No answer. I tasted hot, foul air, shoved my gun back in my holster, yanked out my cell, and dialed 911. Then I pulled myself through the window.
I fell into the kitchen hands first, palming the linoleum floor and dragging myself along until my feet followed. Two countertops, and the floor in front of me, were ablaze, and the flames seemed to notice my arrival and launched themselves at me.
Smart move, Jack, breaking a window and feeding the flames with O2.
I reached behind me in a panic, pulling the heavy drapes over my head, feeling bits of glass caress my hair, just as the fire surrounded me.
It got stifling hot, like I’d crawled into an oven. My fingers singed, and I released the burning drapes and rolled toward the door, becoming tangled in flaming, smoking fabric.
My head popped through the front, and a patch of my hair stuck to the melting floor. I peeked through one eye, noting I’d rolled through the worst of it, but the curtains cocooning me were sporting some serious flames of their own. Plus, whatever the curtains were made of, it didn’t burn cleanly, and choking brown fumes clouded my eyes and provoked a coughing fit.

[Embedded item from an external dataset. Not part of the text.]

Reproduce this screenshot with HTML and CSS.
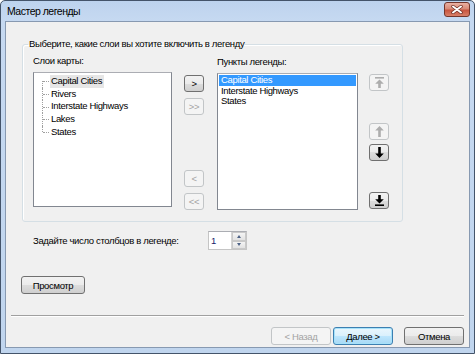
FILE: index.html
```html
<!DOCTYPE html>
<html lang="ru">
<head>
<meta charset="UTF-8">
<title>Мастер легенды</title>
<link rel="stylesheet" href="styles.css">
</head>
<body>
<div class="window">
  <div class="titlebar">
    <span class="title">Мастер легенды</span>
    <button class="close" aria-label="Закрыть">
      <svg width="12" height="9" viewBox="0 0 12 9"><path d="M2 1.5 L10 7.5 M10 1.5 L2 7.5" stroke="#6b2a20" stroke-width="3.4" stroke-linecap="round"/><path d="M2 1.5 L10 7.5 M10 1.5 L2 7.5" stroke="#fff" stroke-width="2" stroke-linecap="round"/></svg>
    </button>
  </div>
  <div class="client">
    <fieldset class="group">
      <legend>Выберите, какие слои вы хотите включить в легенду</legend>
      <div class="group-body">
        <div class="col">
          <div class="label">Слои карты:</div>
          <ul class="list tree">
            <li><span class="inactive-sel">Capital Cities</span></li>
            <li><span>Rivers</span></li>
            <li><span>Interstate Highways</span></li>
            <li><span>Lakes</span></li>
            <li><span>States</span></li>
          </ul>
        </div>
        <div class="mover">
          <div class="stack">
            <button class="btn tool">&gt;</button>
            <button class="btn tool" disabled>&gt;&gt;</button>
          </div>
          <div class="stack">
            <button class="btn tool" disabled>&lt;</button>
            <button class="btn tool" disabled>&lt;&lt;</button>
          </div>
        </div>
        <div class="col col-legend">
          <div class="label">Пункты легенды:</div>
          <ul class="list items">
            <li class="selected">Capital Cities</li>
            <li>Interstate Highways</li>
            <li>States</li>
          </ul>
        </div>
        <div class="order">
          <button class="btn tool" disabled aria-label="В начало">
            <svg width="9" height="11" viewBox="0 0 9 11"><rect x="0" y="0" width="9" height="1.6"/><path d="M4.5 2.4 L0.2 6.8 H3.2 V11 H5.8 V6.8 H8.8 Z"/></svg>
          </button>
          <div class="stack">
            <button class="btn tool" disabled aria-label="Вверх">
              <svg width="9" height="11" viewBox="0 0 9 11"><path d="M4.5 0 L0.2 4.6 H3.2 V11 H5.8 V4.6 H8.8 Z"/></svg>
            </button>
            <button class="btn tool" aria-label="Вниз">
              <svg width="9" height="11" viewBox="0 0 9 11"><path d="M4.5 11 L0.2 6.4 H3.2 V0 H5.8 V6.4 H8.8 Z"/></svg>
            </button>
          </div>
          <button class="btn tool" aria-label="В конец">
            <svg width="9" height="11" viewBox="0 0 9 11"><path d="M4.5 8.6 L0.2 4.2 H3.2 V0 H5.8 V4.2 H8.8 Z"/><rect x="0" y="9.4" width="9" height="1.6"/></svg>
          </button>
        </div>
      </div>
    </fieldset>

    <div class="columns-row">
      <span class="columns-label">Задайте число столбцов в легенде:</span>
      <div class="spin">
        <span class="spin-value">1</span>
        <div class="spin-arrows">
          <span class="spin-btn"><i class="tri-up"></i></span>
          <span class="spin-btn"><i class="tri-down"></i></span>
        </div>
      </div>
    </div>

    <div class="preview-row">
      <button class="btn preview">Просмотр</button>
    </div>

    <div class="separator"></div>

    <div class="footer">
      <button class="btn wide" disabled>&lt; Назад</button>
      <button class="btn wide default">Далее &gt;</button>
      <button class="btn wide cancel">Отмена</button>
    </div>
  </div>
</div>
</body>
</html>
```

FILE: styles.css
```css
body { margin: 0; font-family: "Liberation Sans", Arial, sans-serif; font-size: 9.5px; letter-spacing: -0.35px; color: #000; }
ul { list-style: none; margin: 0; padding: 0; }

.window { width: 475px; height: 354px; box-sizing: border-box; border: 1px solid #44546a; border-radius: 5px 5px 0 0; background: linear-gradient(#bdd3ee, #c6d9f1 20px, #c0d5ee); padding: 0 4px 5px; display: flex; flex-direction: column; }
.titlebar { height: 20px; display: flex; justify-content: space-between; padding-left: 2px; }
.title { font-size: 10.5px; letter-spacing: -0.5px; line-height: 21px; }
.close { width: 26px; height: 15px; margin-top: 1px; padding: 0; border: 1px solid #73362c; border-radius: 3px; background: linear-gradient(#eab0a2, #d88a77 45%, #c8553f 55%, #d87f68); display: flex; align-items: center; justify-content: center; }

.client { flex: 1; background: #f0f0f0; border: 1px solid #8799b1; display: flex; flex-direction: column; }

.group { width: 381px; box-sizing: border-box; margin: 16px 0 0 16px; padding: 0 13px 11px 10px; border: 1px solid #d5dfe5; border-radius: 3px; box-shadow: inset 1px 1px 0 #fff; }
.group legend { margin-left: -5px; padding: 0 1px; line-height: 12px; }
.group-body { display: flex; padding-top: 5px; }

.label { line-height: 12px; margin-bottom: 5px; }
.col { display: flex; flex-direction: column; }
.col-legend { margin-left: 13px; padding-top: 1px; }

.list { background: #fff; border: 1px solid #828790; border-top-color: #abadb3; box-sizing: border-box; }
.tree { width: 139px; height: 135px; padding-top: 2px; }
.tree li { position: relative; padding-left: 16px; line-height: 12.7px; height: 12.7px; }
.tree li span { display: inline-block; padding: 0 2px 0 1px; }
.tree li::before { content: ''; position: absolute; left: 8px; top: 0; bottom: 0; border-left: 1px dotted #a0a0a0; }
.tree li:first-child::before { top: 50%; }
.tree li:last-child::before { bottom: 50%; }
.tree li::after { content: ''; position: absolute; left: 9px; top: 50%; width: 6px; border-top: 1px dotted #a0a0a0; }
.inactive-sel { background: #e6e6e6; }

.items { width: 141px; height: 137px; padding: 1px; }
.items li { line-height: 10.5px; padding-left: 2px; }
.items li.selected { background: #3399ff; color: #fff; }

.btn { font: inherit; letter-spacing: inherit; color: #000; padding: 0; border: 1px solid #707070; border-radius: 3px; background: linear-gradient(#f2f2f2, #ebebeb 50%, #dddddd 50%, #cfcfcf); display: flex; align-items: center; justify-content: center; }
.btn:disabled { color: #a3a3a3; border-color: #c2c5c7; background: #f4f4f4; }
.btn svg { fill: #000; }
.btn:disabled svg { fill: #adadad; }
.tool { width: 20px; height: 17px; }

.mover { margin-left: 12px; padding-top: 20px; display: flex; flex-direction: column; justify-content: space-between; }
.stack { display: flex; flex-direction: column; gap: 6px; }
.order { margin-left: 11px; padding: 19px 0 1px; display: flex; flex-direction: column; justify-content: space-between; }
.order .stack { gap: 4px; }

.columns-row { display: flex; align-items: center; margin: 9px 0 0 27px; }
.columns-label { width: 175px; }
.spin { width: 39px; height: 19px; box-sizing: border-box; display: flex; background: #fff; border: 1px solid #c5c5c5; border-top-color: #abadb3; }
.spin-value { flex: 1; padding-left: 2px; line-height: 17px; color: #1a1a6a; }
.spin-arrows { width: 14px; display: flex; flex-direction: column; border-left: 1px solid #d5d5d5; }
.spin-btn { flex: 1; display: flex; align-items: center; justify-content: center; background: linear-gradient(#f4f4f4, #e2e2e2); border: 1px solid #c9c9c9; }
.tri-up, .tri-down { width: 0; height: 0; border-left: 2.5px solid transparent; border-right: 2.5px solid transparent; }
.tri-up { border-bottom: 3px solid #4d6185; }
.tri-down { border-top: 3px solid #4d6185; }

.preview-row { margin: 26px 0 0 15px; }
.preview { width: 64px; height: 18px; }

.separator { margin: 21px 5px 0 5px; border-top: 1px solid #a0a0a0; border-bottom: 1px solid #fff; }

.footer { display: flex; justify-content: flex-end; gap: 2px; margin: 10px 5px 0 0; }
.wide { width: 60px; height: 18px; }
.default { border-color: #3c7fb1; background: linear-gradient(#eaf6fd, #d9f0fc 50%, #bee6fd 50%, #a7d9f5); box-shadow: inset 0 0 0 1px #a6e2fa; }
.cancel { margin-left: 9px; }
```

First things first. I freed my left arm and tried to unwind the curtains, grabbing for the patches of fabric that weren’t on fire yet.
A wave of heat turned my attention to the right, and I witnessed the flames lick up the wall, enveloping the window I’d gone through. No exit there.
My eyes were useless now, my nose running like I’d turned on a faucet, and my coughs racked with phlegm. What kind of material were these curtains made from? Arsenic? I knew I’d choke to death before I burned to death, so I tore away the fabric, kicking and clawing, getting singed over and over until I was finally free.
I coughed, and spit, and crawled through the doorway. My left hand screamed at me, and I squinted at it but couldn’t make out the burns from the soot. I made a fist. It hurt, but was still functional.
Still on my knees, I took a quick look around and figured out I was in the living room. The ceiling was obscured by a thick cloud of gray smoke, and the walls looked like reverse waterfalls; flames flowing upward rather than water coming down. And the noise – a sort of low roaring sound, mixed in with the crackle of a billion dry leaves. Loud enough to mask my coughing. The sound of raging fire.
Twenty feet away, I saw the lower half of a doorway. I scrambled toward it on all fours, ignoring the pain in my burned hand, getting within fifteen feet… ten feet…
Two legs cut through the smoke and appeared in the doorway, obscured from the knees up. They wore loose jeans and construction boots, unlaced.
“Police!” I croaked, fumbling for my holster.